Here are three poems read by the readers on October 19th, to give you a little flavor of the program. (Podcast of the program pending)



As from a Quiver of Arrows

What do we do with the body, do we
burn it, do we set it in dirt or in
stone, do we wrap it in balm, honey,
oil, and the gauze and tip it onto
and trust it to a raft and to water?

What will happen to the memory of his
body, if one of us doesn't hurry now
and write it down fast? Will it be
salt or late light that it melts like?
Floss, rubber gloves, a chewed cap

to a pen elsewhere - how are we to
regard his effects, do we throw them
or use them away, do we say they are
relics and so treat them like relics?
Does his soiled linen count? If so,

would we be wrong then, to wash it?
There are no instructions whether it
should go to where are those with no
linen, or whether by night we should
memorially wear it ourselves, by day

reflect upon it folded, shelved, empty.
Here, on the floor behind his bed is
a bent photo - why? Were the two of
them lovers? Does it mean, where we
found it, that he forgot it or lost it

or intended it for safekeeping? Should we
attempt to make contact? What if this
other man too is dead? Or alive, but
doesn't want to remember, is human?
Is it okay to be human, and fall away

from obliation and memory, if we forget,
and can't sometimes help it and sometimes
it is all that we want? How long, in
dawns or new cocks, does that take?
What if it is rest and nothing else that

we want? Is it a findable thing, small?
In what hole is it hidden? Is it, maybe,
a country? Will a guide be required who
will say to us how? Doe we fly? Do we
swim? What will I do now, with my hands?
-- Carl Phillips



Incident

We tell the story every year—
how we peered from the windows, shades drawn—
though nothing really happened,
the charred grass now green again.

We peered from the windows, shades drawn,
at the cross trussed like a Christmas tree,
the charred grass still green. Then
we darkened our rooms, lit the hurricane lamps.
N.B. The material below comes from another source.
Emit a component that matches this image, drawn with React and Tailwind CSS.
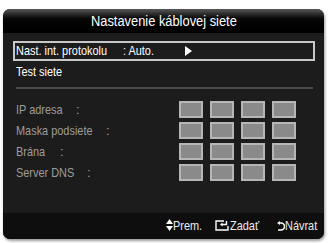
import React from "react";

const font = { fontFamily: '"Liberation Sans", Arial, sans-serif' };

function T({ children, className = "" }) {
  return (
    <span className={"inline-block whitespace-nowrap origin-left scale-x-[0.84] " + className}>{children}</span>
  );
}

function Boxes() {
  return (
    <div className="flex gap-[7px]">
      {[0, 1, 2, 3].map((i) => (
        <div key={i} className="w-[24px] h-[17px] bg-[#8a8a8a] border-2 border-[#b6b6b6]" />
      ))}
    </div>
  );
}

function Row({ label, colonLeft }) {
  return (
    <div className="flex items-center h-[17px]">
      <div className="relative w-[163px] h-[15px] text-[#9c9c9c] text-[13px] leading-[15px]">
        <T className="absolute left-0 top-0">{label}</T>
        <span className="absolute top-0" style={{ left: colonLeft }}>:</span>
      </div>
      <Boxes />
    </div>
  );
}

export default function App() {
  return (
    <div className="w-[331px] h-[243px] bg-white pt-[9px] pl-[3px]" style={font}>
      <div className="w-[321px] h-[230px] rounded-[7px] bg-[#1c1c1c] flex flex-col overflow-hidden shadow-[1px_2px_3px_rgba(0,0,0,0.4)]">
        <div className="h-[24px] flex items-center justify-center bg-gradient-to-b from-[#5a5a5a] via-[#080808] via-40% to-[#000] text-white text-[15.5px] leading-none">
          <span className="inline-block whitespace-nowrap scale-x-[0.83]">Nastavenie káblovej siete</span>
        </div>
        <div className="flex-1 flex flex-col pl-[10px] pr-[9px] pt-[8px]">
          <div className="relative h-[20px] border-2 border-[#c8c8c8] text-white text-[13px] leading-[16px]">
            <T className="absolute left-[1px] top-0">Nast. int. protokolu</T>
            <T className="absolute left-[108px] top-0">: Auto.</T>
            <svg width="7" height="10" viewBox="0 0 7 10" className="absolute left-[170px] top-[3px]"><path d="M0 0 L7 5 L0 10 Z" fill="#fff" /></svg>
          </div>
          <div className="h-[21px] flex items-center text-white text-[13px] leading-none pl-[3px]"><T>Test siete</T></div>
          <div className="mt-[5px] ml-[3px] mr-[2px] h-[2px] bg-[#4a4a4a]" />
          <div className="flex flex-col gap-[4px] mt-[12px] pl-[3px]">
            <Row label="IP adresa" colonLeft={60} />
            <Row label="Maska podsiete" colonLeft={90} />
            <Row label="Brána" colonLeft={44} />
            <Row label="Server DNS" colonLeft={71} />
          </div>
        </div>
        <div className="relative h-[26px] bg-[#0e0e0e] text-[#ececec] text-[13px] leading-[15px]">
          <svg width="7" height="12" viewBox="0 0 7 12" className="absolute left-[163px] top-[6px]"><path d="M3.5 0 L7 5 L0 5 Z M0 7 L7 7 L3.5 12 Z" fill="#fff" /></svg>
          <T className="absolute left-[170px] top-[5px]">Prem.</T>
          <svg width="14" height="11" viewBox="0 0 14 11" className="absolute left-[212px] top-[7px]">
            <path d="M9 1 H1 V10 H13 V6" fill="none" stroke="#fff" strokeWidth="1.4" />
            <path d="M11.5 1 V4.5 H6.5" fill="none" stroke="#fff" strokeWidth="1.4" />
            <path d="M7.5 2.5 L5 4.5 L7.5 6.5 Z" fill="#fff" />
          </svg>
          <T className="absolute left-[227px] top-[5px]">Zadať</T>
          <svg width="8" height="10" viewBox="0 0 8 10" className="absolute left-[274px] top-[8px]">
            <path d="M2 2 H4 A3 3 0 0 1 4 9 H1" fill="none" stroke="#fff" strokeWidth="1.5" />
            <path d="M3 0 L0 2 L3 4 Z" fill="#fff" />
          </svg>
          <T className="absolute left-[282px] top-[5px]">Návrat</T>
        </div>
      </div>
    </div>
  );
}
At the cross trussed like a Christmas tree,
a few men gathered, white as angels in their gowns.
We darkened our rooms and lit hurricane lamps,
the wicks trembling in their fonts of oil.

It seemed the angels had gathered,
white men in their gowns.
When they were done, they left quietly.
No one came.
The wicks trembled all night in their fonts of oil;
by morning the flames had all dimmed.

When they were done, the men left quietly.
No one came.
Nothing really happened.
By morning all the flames had dimmed.
We tell the story every year.

-- Natasha Trethewey




from Autobiography of My Alter Ego

I did what I did. To see
friends turn into ghosts
among the reeds, to do
deeds that packed the heart
with brine and saltpeter
was to sing like a bone
for dust. All the questions
were backed up
inside my brain. Questions
I didn’t know I had -
as if I had stopped
at the bloody breach -
the stopgap between
animal and human being.
I did what I did.
I called the Vietnamese
gooks and dinks
so I could kill them. But one night
I had to bash in the skull
of a dying GI.
I was the squad leader,
but I didn’t order
PFC MacHenry to do
what I couldn’t do.
Or Private Ortega.
I used the butt
of my MI6
& stars bled on the grass.
Was the soldier black?
Was he white?
I can only say
I did what I did
because he sounded like a pigeon
tied to a hunter’s stool,
cooing with eyes sewn shut.


-- Yusef Komunyakaa

2 comments:

BronzeBuckaroo said...

I enjoyed the work by Carl Phillips. Now I am lusting for more!

Reginald Harris said...

That is one of my favorites of Carl's poems, and I was deeply moved to hear him read it Friday night. The "Quiver of Arrows" collection would be a good place to start to find out more about his work -- and read it in order so you can see how he's changed and developed over the years.

And as a Langston Hughes fan I think you'd like his "The Hustler Speaks of Places" (not in the "Quiver") and it's 'signifying on LH:

I've known places:
I've known places weary as the flesh when it's had some,
as rivers at last done with flowing.

My soul has been changed in places.

etc...I laughed out loud when I read it!